Indonesian Political, Business & Finance News

Tempo's 2025 Profit Grows 17.7 Percent

| Source: TEMPO_ID_BISNIS Translated from Indonesian | Business

PT Tempo Inti Media Tbk (TMPO) successfully maintained profitability amid the dynamics of the media industry and increasingly complex business challenges throughout 2025.

Tempo’s President Director, Arif Zulkifli, stated that several pressures, such as declining advertising revenue, digital disruptions, and changes in society’s information consumption patterns, coloured the company’s business journey throughout the previous year.

Nevertheless, by the end of 2025, Tempo recorded comprehensive profit of Rp 2.57 billion, a 17.7 percent growth compared to the previous year’s comprehensive profit of Rp 2.19 billion.

The company’s revenue fell 17 percent year-on-year to Rp 210.95 billion. According to Arif, this decline had been anticipated from the start.

One of the causes was the loss of non-recurring revenue from printing ballot papers for the 2024 General Election.

“Nevertheless, our main focus is not solely on the decline but on how Tempo responds appropriately and measurably,” said Arif during the public expose of PT Tempo Inti Media in Palmerah, Jakarta, on Tuesday, 12 May 2026.

He stated that since the beginning of the year, the company has taken strategic steps such as strengthening cost discipline, optimising expenditure structures, and diversifying revenue sources.

Arif detailed that the revenue decline mainly occurred in several business lines, such as the Temprint printing unit, which fell by Rp 51.4 billion, event organisation through Impresario, which dropped by Rp 5.6 billion, advertising revenue reduced by Rp 3.32 billion, and the Rombak animation business down by Rp 1.1 billion.

Conversely, several business units recorded positive growth. The TV Tempo creative content business booked a revenue increase of Rp 8.8 billion.

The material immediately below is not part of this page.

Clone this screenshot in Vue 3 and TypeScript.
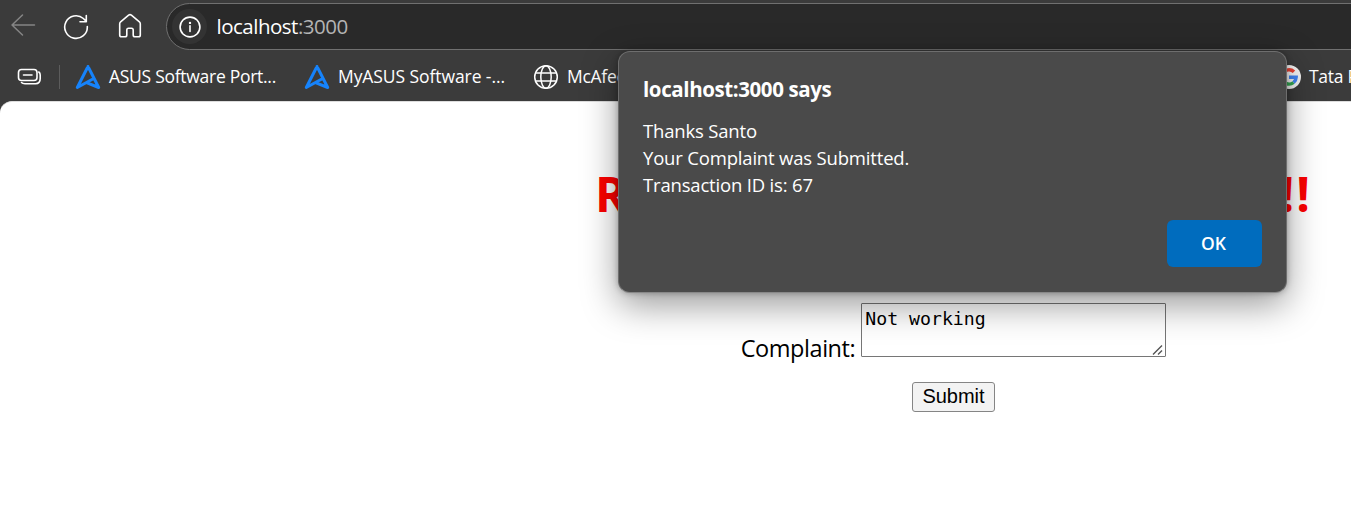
<script setup lang="ts">
import { ref } from 'vue'

interface Bookmark {
  label: string
  icon: 'asus' | 'globe' | 'google'
  key: string
}

const bookmarks: Bookmark[] = [
  { key: 'asus', label: 'ASUS Software Port...', icon: 'asus' },
  { key: 'myasus', label: 'MyASUS Software -...', icon: 'asus' },
  { key: 'mcafee', label: 'McAfee', icon: 'globe' },
  { key: 'tata', label: 'Tata Power', icon: 'google' },
]
const messageLines: string[] = [
  'Thanks Santo',
  'Your Complaint was Submitted.',
  'Transaction ID is: 67',
]
const complaint = ref('Not working')
</script>

<template>
  <div class="window">
    <header class="toolbar">
      <svg class="back" width="26" height="26" viewBox="0 0 26 26"><path d="M24.500 13H2M12.500 3L2 13l10.500 10" /></svg>
      <svg class="reload" width="26" height="26" viewBox="0 0 26 26"><path d="M24.300 12.500A11.300 11.300 0 1 1 20.400 4.500L23.300 7.500M23.300 1.500V7.700H17" /></svg>
      <svg class="home" width="24" height="26" viewBox="0 0 24 26"><path d="M1.700 10.800 Q1.700 9.700 2.600 8.900L10.600 2.200Q12 1.100 13.400 2.200L21.400 8.900Q22.300 9.700 22.300 10.800V22Q22.300 23.800 20.500 23.800H17Q15.200 23.800 15.200 22V17Q15.200 15.300 13.500 15.300H10.500Q8.800 15.300 8.800 17V22Q8.800 23.800 7 23.800H3.500Q1.700 23.800 1.700 22Z" /></svg>
      <div class="address">
        <span class="info">
          <svg width="22" height="22" viewBox="0 0 22 22"><circle cx="11" cy="11" r="9.900" /><path d="M11 9.700V15.500" /><circle class="dot" cx="11" cy="6.900" r="1.200" /></svg>
        </span>
        <span class="url">localhost<span class="port">:3000</span></span>
      </div>
    </header>

    <nav class="bookmarks">
      <svg class="stack" width="26" height="18" viewBox="0 0 26 18"><rect x="1.500" y="1.500" width="18.500" height="11" rx="3" /><path d="M6.500 7h8.500M21.800 4Q23.200 5 23.200 7V10.500Q23.200 15.700 18.500 15.700H8Q5.500 15.700 4.500 14.500" /></svg>
      <span class="divider"></span>
      <span v-for="item in bookmarks" :key="item.key" class="bookmark" :class="item.key">
        <svg v-if="item.icon === 'asus'" class="asus-icon" width="26" height="26" viewBox="0 0 26 26"><path d="M13 2.500L2.300 23.500L18.700 14.500M11.500 18.600L23.700 23.500L13 2.500" /></svg>
        <svg v-else-if="item.icon === 'globe'" class="globe-icon" width="26" height="26" viewBox="0 0 26 26"><circle cx="13" cy="13" r="11.300" /><ellipse cx="13" cy="13" rx="5.200" ry="11.300" /><path d="M2.700 9h20.600M2.700 17h20.600" /></svg>
        <svg v-else width="24" height="24" viewBox="0 0 24 24"><circle cx="12" cy="12" r="12" fill="#f5f5f5" /><g fill="none" stroke-width="3.400"><path d="M5.800 8.400A7.200 7.200 0 0 1 17 6.800" stroke="#ea4335" /><path d="M5.800 8.400A7.200 7.200 0 0 0 5.800 15.600" stroke="#fbbc05" /><path d="M5.800 15.600A7.200 7.200 0 0 0 16.600 17.500" stroke="#34a853" /><path d="M12 12.200H19.200A7.200 7.200 0 0 1 16.600 17.500" stroke="#4285f4" /></g></svg>
        <span class="bookmark-label">{{ item.label }}</span>
      </span>
    </nav>

    <main class="page">
      <h1>Register Your Complaint Here<span class="marks">!!</span></h1>
      <div class="field">
        <label for="complaint">Complaint:</label>
        <div class="area">
          <textarea id="complaint" v-model="complaint" spellcheck="false"></textarea>
          <svg class="grip" width="12" height="12" viewBox="0 0 12 12"><path d="M1 10.500L10 1.500M6 10.500L10 6.500" /></svg>
        </div>
      </div>
      <button class="submit" type="button">Submit</button>
    </main>

    <section class="dialog" role="alertdialog">
      <h2>localhost:3000 says</h2>
      <p v-for="line in messageLines" :key="line">{{ line }}</p>
      <button class="ok" type="button">OK</button>
    </section>
  </div>
</template>

<style>
html, body { margin: 0; overflow: hidden; background: #3b3b3b; }
</style>

<style scoped>
.window { position: relative; width: 1351px; height: 516px; overflow: hidden; background: #3b3b3b; font-family: "Open Sans", sans-serif; }
svg { display: block; flex: none; }
.toolbar { display: flex; align-items: center; height: 53px; box-sizing: border-box; padding-left: 10px; }
.toolbar svg { fill: none; stroke: #fff; stroke-width: 1.6; stroke-linecap: round; stroke-linejoin: round; }
.toolbar .back { stroke: #858585; stroke-width: 1.5; margin-top: -3px; }
.reload { margin-left: 27px; }
.home { margin-left: 29px; margin-top: -1px; }
.address { display: flex; align-items: center; flex: none; box-sizing: border-box; width: 1300px; height: 47px; margin-left: 24px; padding-left: 5px; border: 1px solid #707070; border-radius: 24px; background: #292929; }
.info { display: flex; align-items: center; justify-content: center; width: 35px; height: 35px; border-radius: 50%; background: #333; }
.info .dot { fill: #fff; stroke: none; }
.url { margin: 0 0 2px 9.5px; color: #fff; font-size: 20.5px; letter-spacing: -0.5px; line-height: 30px; }
.port { color: #b4b4b4; }
.bookmarks { display: flex; align-items: center; height: 48px; padding-left: 17px; }
.stack { fill: none; stroke: #fff; stroke-width: 1.6; stroke-linecap: round; margin-top: -1px; }
.divider { flex: none; width: 1px; height: 24px; margin-left: 16px; background: #5c5c5c; }
.bookmark { display: flex; align-items: center; flex: none; height: 26px; color: #fff; font-size: 17.5px; line-height: 24px; white-space: nowrap; }
.bookmark-label { margin: 0 0 2px 8px; letter-spacing: -0.28px; }
.myasus .bookmark-label { letter-spacing: -0.08px; }
.asus { width: 229px; margin-left: 15px; }
.myasus { width: 229px; }
.mcafee { width: 744px; }
.asus-icon { fill: none; stroke: #1683fb; stroke-width: 3; stroke-linecap: round; stroke-linejoin: round; }
.globe-icon { fill: none; stroke: #fff; stroke-width: 1.5; }
.page { display: flex; flex-direction: column; align-items: center; box-sizing: border-box; width: 1907px; height: 415px; padding-top: 59px; border-top: 1px solid #ddd; border-radius: 12px 0 0 0; background: #fff; color: #000; }
h1 { margin: 0; color: #f00; font-size: 48px; line-height: 66px; font-weight: 700; letter-spacing: -0.9px; white-space: nowrap; }
.marks { letter-spacing: 2px; }
.field { display: flex; align-items: flex-end; margin-top: 76px; height: 54px; }
.field label { margin-right: 6px; font-size: 23.5px; line-height: 32px; transform: translateY(7px); letter-spacing: -0.45px; }
.area { position: relative; height: 54px; }
textarea { display: block; box-sizing: border-box; width: 305px; height: 54px; margin: 0; padding: 3px; border: 1px solid #767676; border-radius: 1px; outline: 0; resize: none; overflow: hidden; background: #fff; color: #000; font-family: "DejaVu Sans Mono", monospace; font-size: 18.2px; line-height: 24px; }
.grip { position: absolute; right: 2px; bottom: 1px; fill: none; stroke: #555; stroke-width: 1.4; }
.submit { box-sizing: border-box; width: 83px; height: 30px; margin-top: 25px; padding: 0 0 2px; border: 1px solid #858585; border-radius: 3px; background: #f3f3f3; color: #000; font: 20px/26px "Liberation Sans", Arial, sans-serif; }
.dialog { position: absolute; left: 618px; top: 51px; display: flex; flex-direction: column; box-sizing: border-box; width: 669px; height: 242px; padding: 22px 24px 25px; border: 1px solid rgba(255, 255, 255, 0.2); border-bottom-color: #888; border-radius: 12px; background: #4a4a4a; color: #fff; box-shadow: 0 12px 36px rgba(0, 0, 0, 0.4), 0 0 6px rgba(0, 0, 0, 0.28); }
h2 { margin: 0 0 13px; font-size: 20.5px; line-height: 30px; font-weight: 700; letter-spacing: -0.4px; }
p { margin: 0; font-size: 18.5px; line-height: 27px; letter-spacing: -0.18px; }
.ok { width: 95px; height: 47px; margin-top: auto; align-self: flex-end; padding: 0 2px 2px 0; border: 0; border-radius: 6px; background: #006cbe; color: #fff; font: 600 17.5px/24px "Open Sans", sans-serif; }
</style>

Revenue from digital circulation also rose by Rp 4.14 billion, followed by Tempo Institute at Rp 3.8 billion, Temprint Inti Niaga paper trading at Rp 1.1 billion, and print circulation at Rp 500 million.

On the expenditure side, operational costs increased 10 percent compared to the previous year. Administrative and general expenses also rose 6 percent, while overhead increased by Rp 300 million.

Despite this, Arif said, the company’s liquidity remains well-maintained. Short-term liabilities fell 3.6 percent, while long-term liabilities decreased 11.7 percent.

Arif stated that management had anticipated the potential revenue decline since early 2025 by implementing efficiency measures quickly. These efforts were carried out through periodic evaluations of expenditure sources, optimisation of spending, and reduction of operational costs.

“We conducted various simulations. For example, if revenue drops by a certain amount, then something must be done on the spending side. Don’t let the peg be larger than the pole,” said Arif.